Sunday, June 8, 2008

JHUG Java Tech Day 07-06-2008

I am too lazy to write a detailed report for the event. Anyway, Paris already did it and Dionysios will certainly write about it soon. I just want to once again declare my willingness to give Netbeans a try (and once again I won't find the time to do it :-)) after the Netbeans presentation by Mikhail Kondratyev. The javascript editor, Mercurial support and the project groups (I really miss them in Eclipse) are of particular interest to me.

I will keep one quote from Kirk Pepperdine 's talk and that is:
"Databases cannot scale"
His presentation was very interesting but I have various db issues so this particular quote got stuck in my mind.

The Jbossians gave very vivid and enjoyable talks. Jboss 5 is something that we 've been expecting for quite some time and another feature set presentation just made us even more anxious, so Jboss guys, get it out soon! The event finished with Jboss cache and despite the fact that I haven't used it before, Manik 's presentation managed to keep my interest.

Ok, now that I finally did my lazy man 's report I cannot close without saying a good word about the lunch break that was really great. Hungry developer cannot code (Slightly altered version of a Greek proverb).

2 comments:

adamo said...

[Relational] Databases do not scale on two occasions:

1. You use them in a situation that they do not fit.
2. You do not know how to model your problem.

Therefore, if you have database problems, then databases are the wrong tool for the problem. Usually people who use such aphorisms in speeches are people who really do not get the relational model and misunderstand it for the subset of SQL that they daily use.

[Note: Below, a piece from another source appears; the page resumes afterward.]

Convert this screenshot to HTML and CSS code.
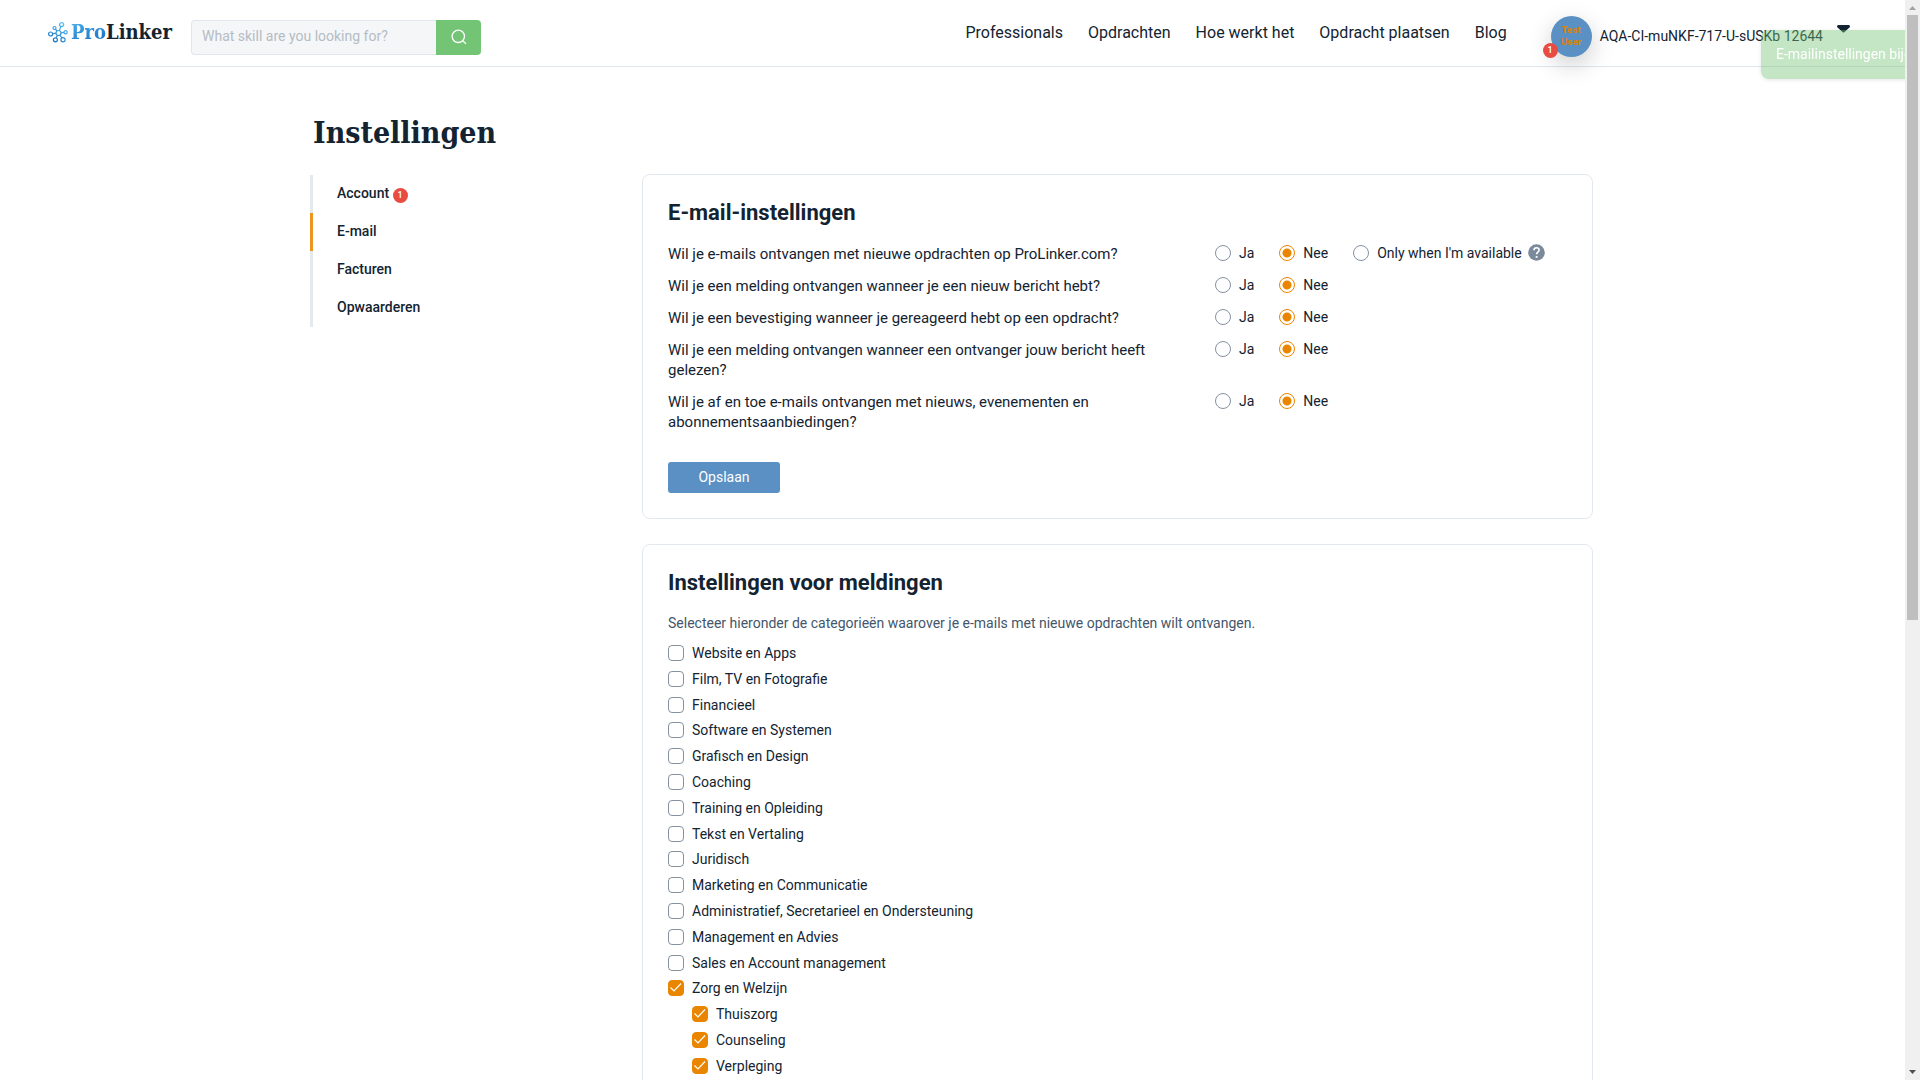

And you are not that kind of person / developer. It strikes me badly that you liked such an aphorism. Since every 20 years CS reinvents itself, variations of the network model do resurface, but we already know that they will fail.

past said...

Nah, he's just using the phrase out of context to spark a heated debate and get more page hits! Kirk Pepperdine was talking about performance tuning on multicore and clustered environments and mentioned that databases are still struggling to scale in such scenarios. It's no secret that nobody in their right mind would talk straight to a DBMS without an intermediate memory caching layer, where scalability is paramount.